Craig Matkin is on the science panel representing the North Gulf Oceanic Society. He says it’s unfortunate the state scientists had to go because they had valuable information that now leaves a vacuum, but he’s concerned about opening the meetings up to the stakeholders.
Matkin says as the members figure out how to proceed, the recovery plan for belugas that hover at precariously low numbers, is not moving forward.
The science panel’s most recent scheduled meeting was canceled because of concerns over the prospect of a government shutdown. It’s not known when the next meeting will be scheduled.
Redistricting Board Wrestles With District Map Changes
Ellen Lockyer, KSKA – Anchorage
The state’s Redistricting Board is wrestling with changing the voting district map to match this decade’s census figures. But other groups are submitting alternative plans of their own, and three statewide scenarios are competing for public attention.

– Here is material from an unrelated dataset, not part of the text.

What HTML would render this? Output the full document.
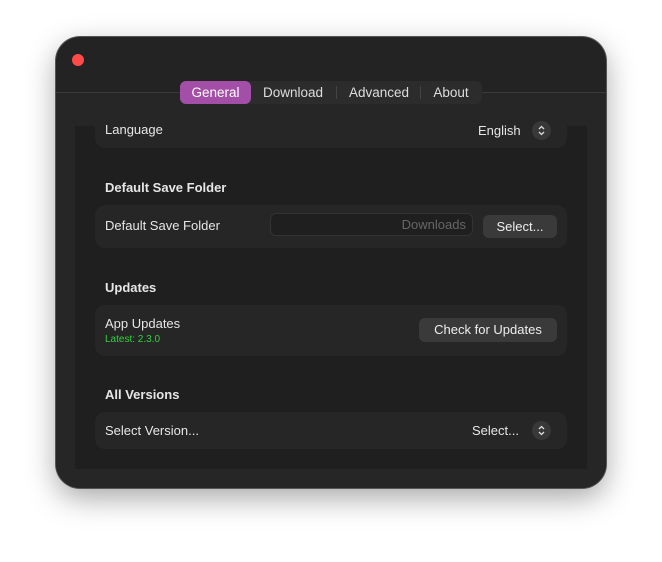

Phone Survey Could Help Cull Domestic Violence, Sexual Assault
Daysha Eaton, KDLG – Dillingham
A new telephone survey, especially for women, is being conducted in Fairbanks, Anchorage and Juneau and in the Dillingham area. Its results could have a big impact on how regional and state programs address two of Alaska’s most persistent and terrible social issues: domestic violence and sexual assault.
Amateur Radio Plays Vital Role in Disaster Response
Joshua Tucker, APRN – Anchorage
In Alaska, Amateur Radio operators have played a critical role responding to disasters in the past. After the ’64 earthquake phone lines were down. People in Anchorage had no way of communicating with Homer, Seward or Kodiak to see if the to see if the towns had survived. It was Amatuer Radio operators who re-established contact, reporting back that the towns were not gone – just badly damaged. Since then, members of Alaska’s Amateur Radio Emergency Service have built up more resources on their own to respond to disasters.